| TASK GOAL |
Leave out the pictures and repeat the data exactly.

| DATASET EXTRACT |
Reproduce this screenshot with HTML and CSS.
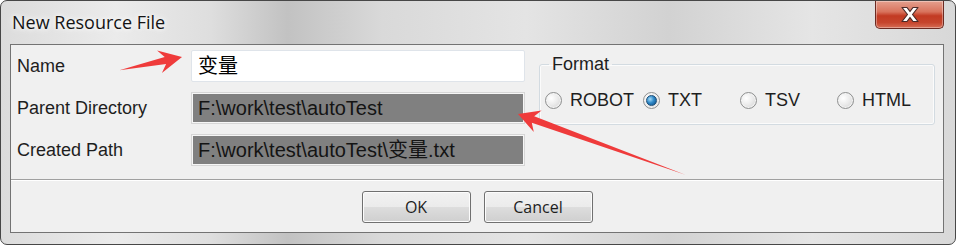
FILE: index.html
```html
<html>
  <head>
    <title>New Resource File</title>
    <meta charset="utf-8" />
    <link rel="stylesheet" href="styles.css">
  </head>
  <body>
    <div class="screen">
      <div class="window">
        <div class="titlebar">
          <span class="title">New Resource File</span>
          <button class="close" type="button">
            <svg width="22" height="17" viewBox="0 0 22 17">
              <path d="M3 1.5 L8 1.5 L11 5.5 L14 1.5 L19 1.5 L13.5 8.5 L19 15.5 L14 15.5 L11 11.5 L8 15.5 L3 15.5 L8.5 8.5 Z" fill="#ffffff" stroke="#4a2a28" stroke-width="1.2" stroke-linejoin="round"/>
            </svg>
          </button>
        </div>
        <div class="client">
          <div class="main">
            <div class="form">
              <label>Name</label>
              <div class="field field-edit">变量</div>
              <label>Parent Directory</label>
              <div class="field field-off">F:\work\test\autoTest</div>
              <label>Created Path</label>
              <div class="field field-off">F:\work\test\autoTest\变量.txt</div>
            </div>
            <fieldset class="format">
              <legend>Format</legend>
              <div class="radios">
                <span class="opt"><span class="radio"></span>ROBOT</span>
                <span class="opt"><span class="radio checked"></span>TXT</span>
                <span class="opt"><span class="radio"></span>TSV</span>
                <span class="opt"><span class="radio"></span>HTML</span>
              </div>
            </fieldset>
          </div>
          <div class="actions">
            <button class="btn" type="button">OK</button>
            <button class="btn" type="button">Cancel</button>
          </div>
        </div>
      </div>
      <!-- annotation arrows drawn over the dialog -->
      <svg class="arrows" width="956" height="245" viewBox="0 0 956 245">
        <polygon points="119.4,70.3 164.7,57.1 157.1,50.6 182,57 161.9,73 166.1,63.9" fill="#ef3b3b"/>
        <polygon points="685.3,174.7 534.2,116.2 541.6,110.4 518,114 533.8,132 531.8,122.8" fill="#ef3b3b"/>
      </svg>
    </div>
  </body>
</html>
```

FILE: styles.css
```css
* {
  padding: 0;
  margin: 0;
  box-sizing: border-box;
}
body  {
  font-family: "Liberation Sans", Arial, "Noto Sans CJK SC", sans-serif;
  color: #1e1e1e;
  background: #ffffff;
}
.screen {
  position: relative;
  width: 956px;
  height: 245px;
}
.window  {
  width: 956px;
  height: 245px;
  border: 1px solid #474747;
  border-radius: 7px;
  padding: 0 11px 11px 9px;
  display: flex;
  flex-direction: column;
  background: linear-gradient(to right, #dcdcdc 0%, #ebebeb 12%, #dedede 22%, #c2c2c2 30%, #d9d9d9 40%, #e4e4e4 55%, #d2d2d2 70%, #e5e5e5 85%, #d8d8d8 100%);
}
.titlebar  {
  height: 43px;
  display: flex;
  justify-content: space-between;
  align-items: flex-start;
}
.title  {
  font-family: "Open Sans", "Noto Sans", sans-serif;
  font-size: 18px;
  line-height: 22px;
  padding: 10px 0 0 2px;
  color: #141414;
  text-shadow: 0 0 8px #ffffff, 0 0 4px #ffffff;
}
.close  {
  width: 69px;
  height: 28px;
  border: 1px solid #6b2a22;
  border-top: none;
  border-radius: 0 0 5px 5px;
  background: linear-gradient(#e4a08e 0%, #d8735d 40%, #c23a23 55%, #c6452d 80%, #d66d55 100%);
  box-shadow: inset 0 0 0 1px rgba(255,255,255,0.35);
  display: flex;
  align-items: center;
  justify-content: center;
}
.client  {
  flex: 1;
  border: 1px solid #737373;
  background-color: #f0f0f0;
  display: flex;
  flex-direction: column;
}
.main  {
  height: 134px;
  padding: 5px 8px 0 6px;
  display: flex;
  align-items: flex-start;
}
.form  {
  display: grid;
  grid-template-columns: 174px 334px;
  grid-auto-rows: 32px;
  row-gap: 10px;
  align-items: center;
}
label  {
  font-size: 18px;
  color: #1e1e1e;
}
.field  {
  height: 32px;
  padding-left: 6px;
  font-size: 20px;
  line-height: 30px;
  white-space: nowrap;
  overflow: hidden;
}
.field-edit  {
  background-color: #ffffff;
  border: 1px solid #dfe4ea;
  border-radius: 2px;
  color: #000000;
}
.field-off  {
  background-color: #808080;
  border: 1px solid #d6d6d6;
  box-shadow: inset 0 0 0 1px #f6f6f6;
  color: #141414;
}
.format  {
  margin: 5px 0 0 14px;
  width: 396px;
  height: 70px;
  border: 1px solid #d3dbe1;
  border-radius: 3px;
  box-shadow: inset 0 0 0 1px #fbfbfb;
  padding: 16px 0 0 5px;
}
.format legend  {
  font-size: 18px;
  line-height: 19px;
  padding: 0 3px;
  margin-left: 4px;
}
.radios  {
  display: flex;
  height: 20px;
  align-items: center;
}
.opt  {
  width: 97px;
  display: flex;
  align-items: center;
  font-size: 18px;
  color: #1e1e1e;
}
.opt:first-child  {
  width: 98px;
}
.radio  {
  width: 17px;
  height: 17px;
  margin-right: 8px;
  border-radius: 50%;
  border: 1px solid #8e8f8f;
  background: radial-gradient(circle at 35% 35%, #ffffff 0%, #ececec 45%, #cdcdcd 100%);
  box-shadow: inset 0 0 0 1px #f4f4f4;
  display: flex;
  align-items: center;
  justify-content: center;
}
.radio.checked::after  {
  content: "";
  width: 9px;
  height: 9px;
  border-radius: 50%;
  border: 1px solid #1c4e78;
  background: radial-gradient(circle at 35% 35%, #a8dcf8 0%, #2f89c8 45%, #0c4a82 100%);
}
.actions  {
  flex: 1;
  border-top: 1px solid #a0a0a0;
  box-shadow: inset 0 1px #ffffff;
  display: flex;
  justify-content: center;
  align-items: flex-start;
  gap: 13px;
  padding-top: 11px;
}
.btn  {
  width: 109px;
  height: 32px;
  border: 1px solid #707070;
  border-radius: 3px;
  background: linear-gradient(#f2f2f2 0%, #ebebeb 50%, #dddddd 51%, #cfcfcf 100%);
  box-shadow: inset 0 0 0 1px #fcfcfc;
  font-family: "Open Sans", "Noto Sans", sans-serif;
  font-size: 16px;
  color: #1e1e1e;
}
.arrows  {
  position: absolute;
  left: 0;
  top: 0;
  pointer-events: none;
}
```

| OUTPUT OF THE EXERCISE |
Reproduce this screenshot with HTML and CSS.
FILE: index.html
```html
<html>
  <head>
    <title>New Resource File</title>
    <meta charset="utf-8" />
    <link rel="stylesheet" href="styles.css">
  </head>
  <body>
    <div class="screen">
      <div class="window">
        <div class="titlebar">
          <span class="title">New Resource File</span>
          <button class="close" type="button">
            <svg width="22" height="17" viewBox="0 0 22 17">
              <path d="M3 1.5 L8 1.5 L11 5.5 L14 1.5 L19 1.5 L13.5 8.5 L19 15.5 L14 15.5 L11 11.5 L8 15.5 L3 15.5 L8.5 8.5 Z" fill="#ffffff" stroke="#4a2a28" stroke-width="1.2" stroke-linejoin="round"/>
            </svg>
          </button>
        </div>
        <div class="client">
          <div class="main">
            <div class="form">
              <label>Name</label>
              <div class="field field-edit">变量</div>
              <label>Parent Directory</label>
              <div class="field field-off">F:\work\test\autoTest</div>
              <label>Created Path</label>
              <div class="field field-off">F:\work\test\autoTest\变量.txt</div>
            </div>
            <fieldset class="format">
              <legend>Format</legend>
              <div class="radios">
                <span class="opt"><span class="radio"></span>ROBOT</span>
                <span class="opt"><span class="radio checked"></span>TXT</span>
                <span class="opt"><span class="radio"></span>TSV</span>
                <span class="opt"><span class="radio"></span>HTML</span>
              </div>
            </fieldset>
          </div>
          <div class="actions">
            <button class="btn" type="button">OK</button>
            <button class="btn" type="button">Cancel</button>
          </div>
        </div>
      </div>
      <!-- annotation arrows drawn over the dialog -->
      <svg class="arrows" width="956" height="245" viewBox="0 0 956 245">
        <polygon points="119.4,70.3 164.7,57.1 157.1,50.6 182,57 161.9,73 166.1,63.9" fill="#ef3b3b"/>
        <polygon points="685.3,174.7 534.2,116.2 541.6,110.4 518,114 533.8,132 531.8,122.8" fill="#ef3b3b"/>
      </svg>
    </div>
  </body>
</html>
```

FILE: styles.css
```css
* {
  padding: 0;
  margin: 0;
  box-sizing: border-box;
}
body  {
  font-family: "Liberation Sans", Arial, "Noto Sans CJK SC", sans-serif;
  color: #1e1e1e;
  background: #ffffff;
}
.screen {
  position: relative;
  width: 956px;
  height: 245px;
}
.window  {
  width: 956px;
  height: 245px;
  border: 1px solid #474747;
  border-radius: 7px;
  padding: 0 11px 11px 9px;
  display: flex;
  flex-direction: column;
  background: linear-gradient(to right, #dcdcdc 0%, #ebebeb 12%, #dedede 22%, #c2c2c2 30%, #d9d9d9 40%, #e4e4e4 55%, #d2d2d2 70%, #e5e5e5 85%, #d8d8d8 100%);
}
.titlebar  {
  height: 43px;
  display: flex;
  justify-content: space-between;
  align-items: flex-start;
}
.title  {
  font-family: "Open Sans", "Noto Sans", sans-serif;
  font-size: 18px;
  line-height: 22px;
  padding: 10px 0 0 2px;
  color: #141414;
  text-shadow: 0 0 8px #ffffff, 0 0 4px #ffffff;
}
.close  {
  width: 69px;
  height: 28px;
  border: 1px solid #6b2a22;
  border-top: none;
  border-radius: 0 0 5px 5px;
  background: linear-gradient(#e4a08e 0%, #d8735d 40%, #c23a23 55%, #c6452d 80%, #d66d55 100%);
  box-shadow: inset 0 0 0 1px rgba(255,255,255,0.35);
  display: flex;
  align-items: center;
  justify-content: center;
}
.client  {
  flex: 1;
  border: 1px solid #737373;
  background-color: #f0f0f0;
  display: flex;
  flex-direction: column;
}
.main  {
  height: 134px;
  padding: 5px 8px 0 6px;
  display: flex;
  align-items: flex-start;
}
.form  {
  display: grid;
  grid-template-columns: 174px 334px;
  grid-auto-rows: 32px;
  row-gap: 10px;
  align-items: center;
}
label  {
  font-size: 18px;
  color: #1e1e1e;
}
.field  {
  height: 32px;
  padding-left: 6px;
  font-size: 20px;
  line-height: 30px;
  white-space: nowrap;
  overflow: hidden;
}
.field-edit  {
  background-color: #ffffff;
  border: 1px solid #dfe4ea;
  border-radius: 2px;
  color: #000000;
}
.field-off  {
  background-color: #808080;
  border: 1px solid #d6d6d6;
  box-shadow: inset 0 0 0 1px #f6f6f6;
  color: #141414;
}
.format  {
  margin: 5px 0 0 14px;
  width: 396px;
  height: 70px;
  border: 1px solid #d3dbe1;
  border-radius: 3px;
  box-shadow: inset 0 0 0 1px #fbfbfb;
  padding: 16px 0 0 5px;
}
.format legend  {
  font-size: 18px;
  line-height: 19px;
  padding: 0 3px;
  margin-left: 4px;
}
.radios  {
  display: flex;
  height: 20px;
  align-items: center;
}
.opt  {
  width: 97px;
  display: flex;
  align-items: center;
  font-size: 18px;
  color: #1e1e1e;
}
.opt:first-child  {
  width: 98px;
}
.radio  {
  width: 17px;
  height: 17px;
  margin-right: 8px;
  border-radius: 50%;
  border: 1px solid #8e8f8f;
  background: radial-gradient(circle at 35% 35%, #ffffff 0%, #ececec 45%, #cdcdcd 100%);
  box-shadow: inset 0 0 0 1px #f4f4f4;
  display: flex;
  align-items: center;
  justify-content: center;
}
.radio.checked::after  {
  content: "";
  width: 9px;
  height: 9px;
  border-radius: 50%;
  border: 1px solid #1c4e78;
  background: radial-gradient(circle at 35% 35%, #a8dcf8 0%, #2f89c8 45%, #0c4a82 100%);
}
.actions  {
  flex: 1;
  border-top: 1px solid #a0a0a0;
  box-shadow: inset 0 1px #ffffff;
  display: flex;
  justify-content: center;
  align-items: flex-start;
  gap: 13px;
  padding-top: 11px;
}
.btn  {
  width: 109px;
  height: 32px;
  border: 1px solid #707070;
  border-radius: 3px;
  background: linear-gradient(#f2f2f2 0%, #ebebeb 50%, #dddddd 51%, #cfcfcf 100%);
  box-shadow: inset 0 0 0 1px #fcfcfc;
  font-family: "Open Sans", "Noto Sans", sans-serif;
  font-size: 16px;
  color: #1e1e1e;
}
.arrows  {
  position: absolute;
  left: 0;
  top: 0;
  pointer-events: none;
}
```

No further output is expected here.